With nothing more to go on than Shaffer's name and his statement, I think it's appropriate to remain skeptical. Since we have heard that the list Shaffer tried to forward to the FBI contained 60 names, it is legitimate to question whether his memory and the memory perhaps of other Able Danger folks has been enhanced by knowledge learned later on -- whether the otherwise obscure name of "Mohammed Atta" might have become part of their recollections after the fact because it became so famous.
Which is to say, Shaffer isn't lying, and he isn't a scoundrel. He's someone who ran afoul of the hyperlegal mindset that kept the intelligence "wall" growing ever higher until it became a hiding place for Al Qaeda.
And that, once again, brings us back to...Jamie Gorelick. 9/11 Commissioner. And the architect of the growing "wall" -- the same "wall" that the 9/11 Commission all but ignored, surely in deference to its walking-conflict-of-interest commissioner Gorelick.

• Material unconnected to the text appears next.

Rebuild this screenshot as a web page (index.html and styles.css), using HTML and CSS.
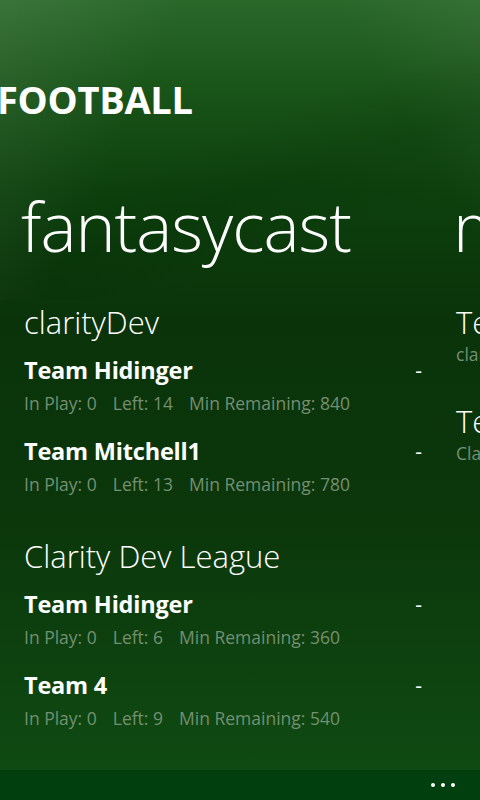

MORE STILL -- PENTAGON AND 9/11 COMMISSION BOTH COVERING UP? [John Podhoretz] On the Fox News Channel, Lt. Col. Anthony Shaffer explicitly said that the Pentagon did not give the 9/11 Commission all the documents relating to Able Danger, though he doesn't have first-hand knowledge of that. According to the Associated Press story, "'I'm told confidently by the person who did move the material over that the 9/11 commission received two briefcase-size containers of documents,' Shaffer said in the interview, part of which was aired by Fox News Tuesday night. 'I can tell you for a fact that would not be ... one-20th of the information that Able Danger consisted of during the time we spent.'"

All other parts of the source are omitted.